# Data
(begin)

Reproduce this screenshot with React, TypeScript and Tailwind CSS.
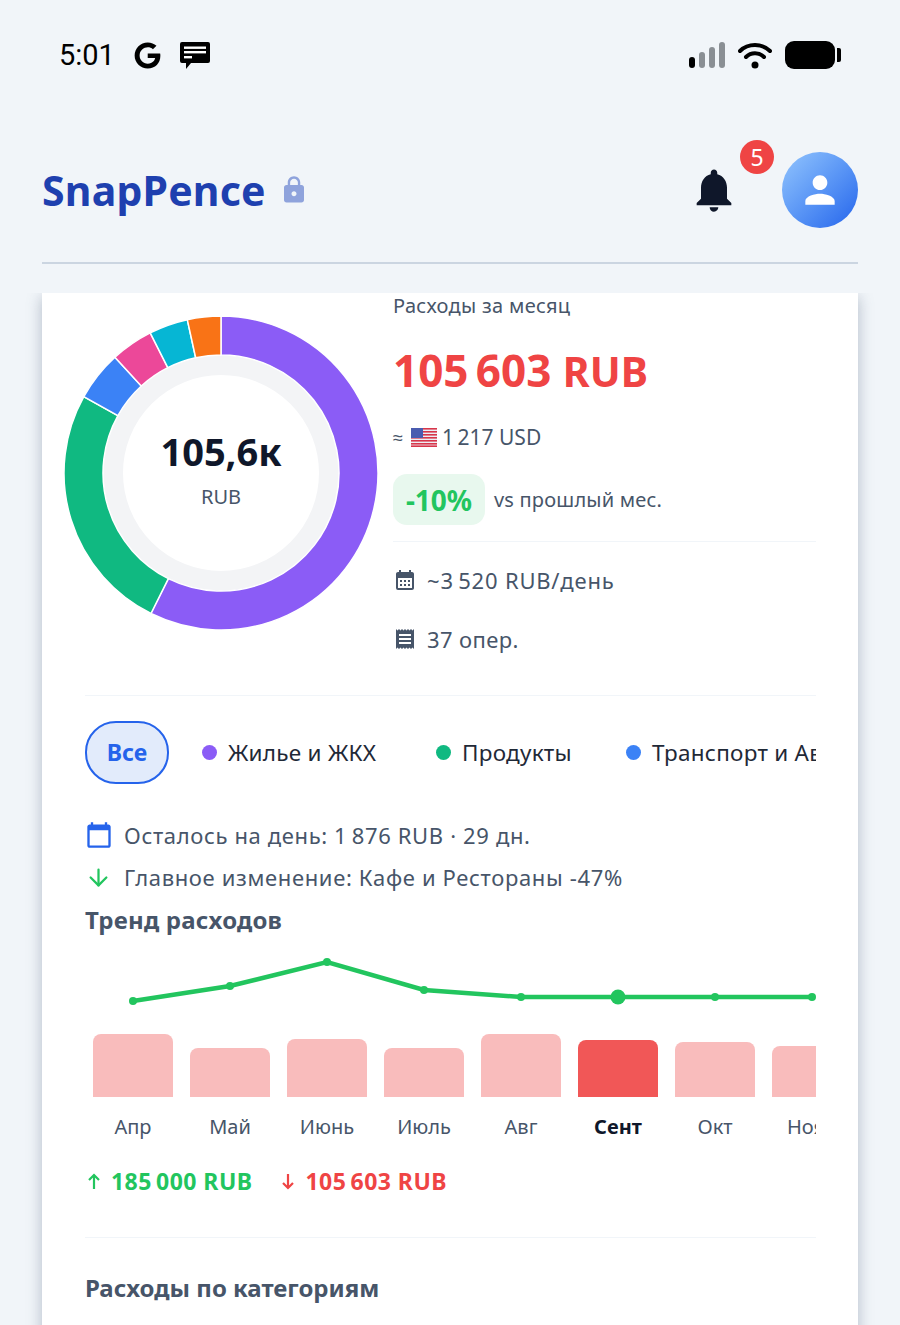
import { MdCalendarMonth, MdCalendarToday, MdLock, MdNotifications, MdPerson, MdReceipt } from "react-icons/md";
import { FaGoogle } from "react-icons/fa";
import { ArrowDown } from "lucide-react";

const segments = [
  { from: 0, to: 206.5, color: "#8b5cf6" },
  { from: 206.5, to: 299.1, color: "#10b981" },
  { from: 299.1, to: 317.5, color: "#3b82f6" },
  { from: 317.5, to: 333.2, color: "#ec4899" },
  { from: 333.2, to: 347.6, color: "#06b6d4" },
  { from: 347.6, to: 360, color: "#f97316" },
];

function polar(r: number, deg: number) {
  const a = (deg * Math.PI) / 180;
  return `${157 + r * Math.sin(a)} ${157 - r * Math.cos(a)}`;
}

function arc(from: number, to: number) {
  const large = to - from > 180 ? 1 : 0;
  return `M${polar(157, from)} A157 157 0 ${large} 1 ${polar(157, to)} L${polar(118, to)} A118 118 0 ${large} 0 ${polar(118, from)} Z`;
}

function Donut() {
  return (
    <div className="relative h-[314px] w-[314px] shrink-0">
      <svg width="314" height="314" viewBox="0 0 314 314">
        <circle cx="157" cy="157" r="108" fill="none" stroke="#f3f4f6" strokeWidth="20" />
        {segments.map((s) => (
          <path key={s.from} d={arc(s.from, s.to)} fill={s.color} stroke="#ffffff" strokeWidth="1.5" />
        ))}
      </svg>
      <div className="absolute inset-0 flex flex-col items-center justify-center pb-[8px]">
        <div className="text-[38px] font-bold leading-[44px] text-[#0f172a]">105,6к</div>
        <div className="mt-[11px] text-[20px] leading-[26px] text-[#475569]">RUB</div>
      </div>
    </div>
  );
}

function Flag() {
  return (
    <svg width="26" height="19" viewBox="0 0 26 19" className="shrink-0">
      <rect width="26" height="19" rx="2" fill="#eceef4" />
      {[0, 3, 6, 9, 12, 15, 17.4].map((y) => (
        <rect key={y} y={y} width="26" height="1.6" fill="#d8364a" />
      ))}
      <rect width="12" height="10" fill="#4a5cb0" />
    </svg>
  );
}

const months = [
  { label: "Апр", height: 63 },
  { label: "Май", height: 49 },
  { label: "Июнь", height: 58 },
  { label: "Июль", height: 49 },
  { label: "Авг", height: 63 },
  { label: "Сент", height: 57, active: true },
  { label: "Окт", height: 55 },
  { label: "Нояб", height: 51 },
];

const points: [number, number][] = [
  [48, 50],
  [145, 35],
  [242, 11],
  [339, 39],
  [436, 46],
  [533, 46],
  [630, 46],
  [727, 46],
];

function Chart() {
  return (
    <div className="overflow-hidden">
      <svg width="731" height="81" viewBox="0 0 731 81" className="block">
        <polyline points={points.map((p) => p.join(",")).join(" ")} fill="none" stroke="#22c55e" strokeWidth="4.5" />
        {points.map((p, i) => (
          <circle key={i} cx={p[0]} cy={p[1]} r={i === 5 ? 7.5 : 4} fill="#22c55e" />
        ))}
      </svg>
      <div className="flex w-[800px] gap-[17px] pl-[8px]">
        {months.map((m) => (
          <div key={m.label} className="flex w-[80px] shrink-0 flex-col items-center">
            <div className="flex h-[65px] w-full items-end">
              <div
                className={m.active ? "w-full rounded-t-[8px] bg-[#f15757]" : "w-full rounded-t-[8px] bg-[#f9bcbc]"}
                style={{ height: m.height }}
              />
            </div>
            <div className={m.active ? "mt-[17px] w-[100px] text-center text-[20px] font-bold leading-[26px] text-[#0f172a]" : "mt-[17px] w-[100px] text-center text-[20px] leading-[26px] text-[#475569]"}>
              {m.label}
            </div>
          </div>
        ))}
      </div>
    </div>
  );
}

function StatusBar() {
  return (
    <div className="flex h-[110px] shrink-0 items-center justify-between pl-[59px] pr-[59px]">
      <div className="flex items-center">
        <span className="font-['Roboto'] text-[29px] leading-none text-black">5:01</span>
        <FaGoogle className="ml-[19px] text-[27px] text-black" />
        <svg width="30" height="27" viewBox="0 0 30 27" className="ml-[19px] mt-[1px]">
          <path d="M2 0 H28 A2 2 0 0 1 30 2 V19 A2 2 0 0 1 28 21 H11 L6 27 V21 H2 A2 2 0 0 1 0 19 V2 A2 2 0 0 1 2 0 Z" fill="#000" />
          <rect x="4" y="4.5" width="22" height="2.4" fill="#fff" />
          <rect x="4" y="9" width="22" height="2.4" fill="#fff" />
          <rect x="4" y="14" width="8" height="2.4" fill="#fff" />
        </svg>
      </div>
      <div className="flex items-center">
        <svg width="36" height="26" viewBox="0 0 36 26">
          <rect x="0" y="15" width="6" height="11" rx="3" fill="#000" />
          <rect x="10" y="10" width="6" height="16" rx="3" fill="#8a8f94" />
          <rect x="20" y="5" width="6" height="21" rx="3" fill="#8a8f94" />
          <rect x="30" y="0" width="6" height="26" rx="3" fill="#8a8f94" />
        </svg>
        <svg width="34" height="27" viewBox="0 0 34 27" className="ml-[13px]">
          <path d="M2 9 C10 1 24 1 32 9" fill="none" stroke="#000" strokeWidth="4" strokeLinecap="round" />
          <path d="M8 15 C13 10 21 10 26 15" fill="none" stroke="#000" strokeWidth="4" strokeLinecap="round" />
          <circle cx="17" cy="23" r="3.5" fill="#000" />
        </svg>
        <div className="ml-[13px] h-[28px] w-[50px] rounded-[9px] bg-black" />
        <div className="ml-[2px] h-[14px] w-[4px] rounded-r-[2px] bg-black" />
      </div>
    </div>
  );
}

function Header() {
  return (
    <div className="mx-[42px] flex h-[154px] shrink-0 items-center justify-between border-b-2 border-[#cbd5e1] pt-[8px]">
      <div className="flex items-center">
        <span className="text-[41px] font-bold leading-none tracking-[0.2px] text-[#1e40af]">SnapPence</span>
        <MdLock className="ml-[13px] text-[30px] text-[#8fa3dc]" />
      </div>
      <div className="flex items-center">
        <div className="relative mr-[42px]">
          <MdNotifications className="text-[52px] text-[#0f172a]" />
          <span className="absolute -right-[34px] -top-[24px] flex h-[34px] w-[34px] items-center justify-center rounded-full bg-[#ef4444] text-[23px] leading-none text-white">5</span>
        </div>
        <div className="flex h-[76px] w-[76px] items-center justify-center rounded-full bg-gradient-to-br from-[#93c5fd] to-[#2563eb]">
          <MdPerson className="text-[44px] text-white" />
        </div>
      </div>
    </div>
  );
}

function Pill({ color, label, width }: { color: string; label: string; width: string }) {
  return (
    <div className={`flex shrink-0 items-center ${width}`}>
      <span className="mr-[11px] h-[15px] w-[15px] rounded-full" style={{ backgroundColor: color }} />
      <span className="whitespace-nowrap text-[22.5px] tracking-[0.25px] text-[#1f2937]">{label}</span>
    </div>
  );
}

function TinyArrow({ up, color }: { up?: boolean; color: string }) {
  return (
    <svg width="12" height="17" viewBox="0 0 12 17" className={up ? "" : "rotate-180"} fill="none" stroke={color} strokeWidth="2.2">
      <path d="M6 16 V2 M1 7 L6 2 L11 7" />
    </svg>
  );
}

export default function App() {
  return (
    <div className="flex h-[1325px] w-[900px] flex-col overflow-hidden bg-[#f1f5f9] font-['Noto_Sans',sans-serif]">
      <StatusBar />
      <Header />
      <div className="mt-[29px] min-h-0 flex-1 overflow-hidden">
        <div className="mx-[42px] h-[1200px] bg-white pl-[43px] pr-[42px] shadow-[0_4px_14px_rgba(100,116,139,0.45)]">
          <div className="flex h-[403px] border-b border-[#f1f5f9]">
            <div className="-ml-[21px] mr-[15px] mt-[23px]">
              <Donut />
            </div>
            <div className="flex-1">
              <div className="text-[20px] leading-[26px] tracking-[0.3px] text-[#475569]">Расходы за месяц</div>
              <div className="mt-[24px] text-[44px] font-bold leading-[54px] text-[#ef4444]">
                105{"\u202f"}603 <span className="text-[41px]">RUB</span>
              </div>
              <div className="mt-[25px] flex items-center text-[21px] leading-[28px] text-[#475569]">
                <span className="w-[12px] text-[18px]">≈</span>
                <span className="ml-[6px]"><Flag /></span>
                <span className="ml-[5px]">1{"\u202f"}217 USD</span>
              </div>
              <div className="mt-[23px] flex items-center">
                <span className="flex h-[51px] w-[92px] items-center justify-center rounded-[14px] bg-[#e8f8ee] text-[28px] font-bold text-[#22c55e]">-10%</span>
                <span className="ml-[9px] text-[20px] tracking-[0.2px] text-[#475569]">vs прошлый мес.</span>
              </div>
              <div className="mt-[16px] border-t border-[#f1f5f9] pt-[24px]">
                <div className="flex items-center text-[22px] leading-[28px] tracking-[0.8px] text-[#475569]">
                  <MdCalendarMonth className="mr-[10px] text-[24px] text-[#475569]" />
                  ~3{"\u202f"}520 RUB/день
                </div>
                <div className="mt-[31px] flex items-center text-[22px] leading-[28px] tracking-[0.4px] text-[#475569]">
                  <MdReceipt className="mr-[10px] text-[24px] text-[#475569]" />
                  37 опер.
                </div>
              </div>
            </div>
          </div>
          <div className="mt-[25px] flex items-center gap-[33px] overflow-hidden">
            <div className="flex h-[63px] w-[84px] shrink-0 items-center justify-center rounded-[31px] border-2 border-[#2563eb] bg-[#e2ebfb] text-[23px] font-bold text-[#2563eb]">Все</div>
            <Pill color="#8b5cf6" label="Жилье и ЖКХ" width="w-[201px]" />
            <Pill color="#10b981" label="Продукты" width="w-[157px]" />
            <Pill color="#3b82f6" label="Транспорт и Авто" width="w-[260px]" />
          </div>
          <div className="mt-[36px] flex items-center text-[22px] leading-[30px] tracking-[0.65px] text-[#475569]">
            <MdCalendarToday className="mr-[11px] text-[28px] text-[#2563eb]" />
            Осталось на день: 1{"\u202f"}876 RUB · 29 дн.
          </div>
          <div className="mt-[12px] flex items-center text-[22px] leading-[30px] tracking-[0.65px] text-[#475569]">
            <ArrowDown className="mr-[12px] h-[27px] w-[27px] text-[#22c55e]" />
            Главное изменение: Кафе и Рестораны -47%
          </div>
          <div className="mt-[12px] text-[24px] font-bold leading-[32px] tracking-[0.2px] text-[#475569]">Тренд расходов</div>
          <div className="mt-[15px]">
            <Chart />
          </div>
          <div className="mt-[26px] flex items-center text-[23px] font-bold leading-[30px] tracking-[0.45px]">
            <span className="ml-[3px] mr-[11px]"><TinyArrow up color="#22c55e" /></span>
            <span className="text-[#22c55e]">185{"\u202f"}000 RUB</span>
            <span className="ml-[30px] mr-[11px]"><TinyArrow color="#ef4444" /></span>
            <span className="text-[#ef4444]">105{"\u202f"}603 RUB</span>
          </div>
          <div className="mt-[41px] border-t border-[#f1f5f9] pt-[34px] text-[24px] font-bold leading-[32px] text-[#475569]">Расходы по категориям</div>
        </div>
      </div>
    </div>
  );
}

(end)
(begin)

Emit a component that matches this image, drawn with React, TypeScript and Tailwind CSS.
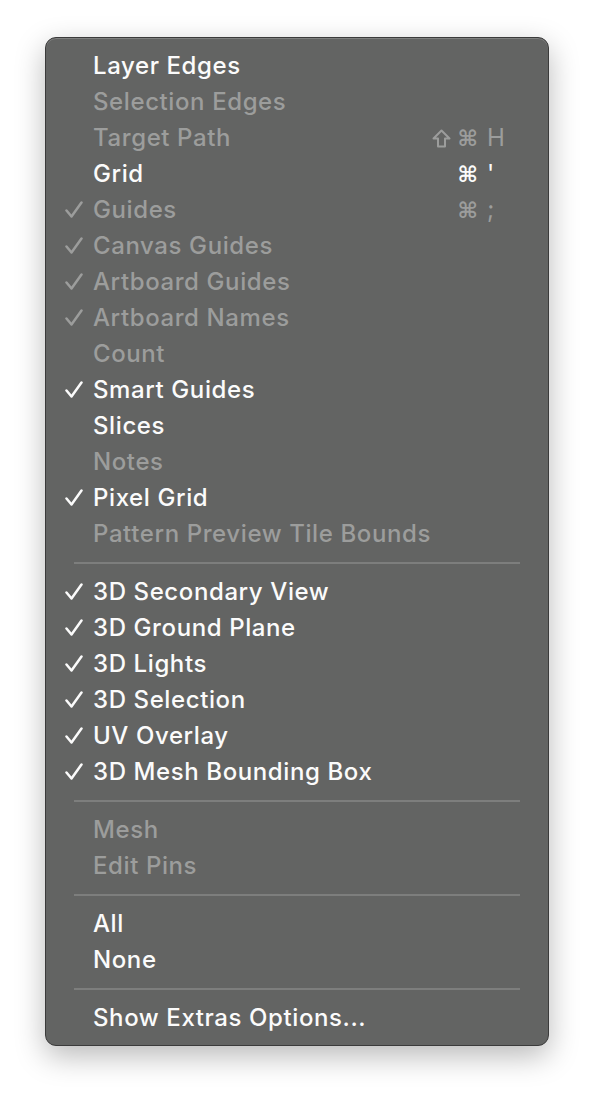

(end)

# To do
From the records, copy every line that has the string "with" in it.

# Solution to the problem
Reproduce this screenshot with React, TypeScript and Tailwind CSS.
Emit a component that matches this image, drawn with React, TypeScript and Tailwind CSS.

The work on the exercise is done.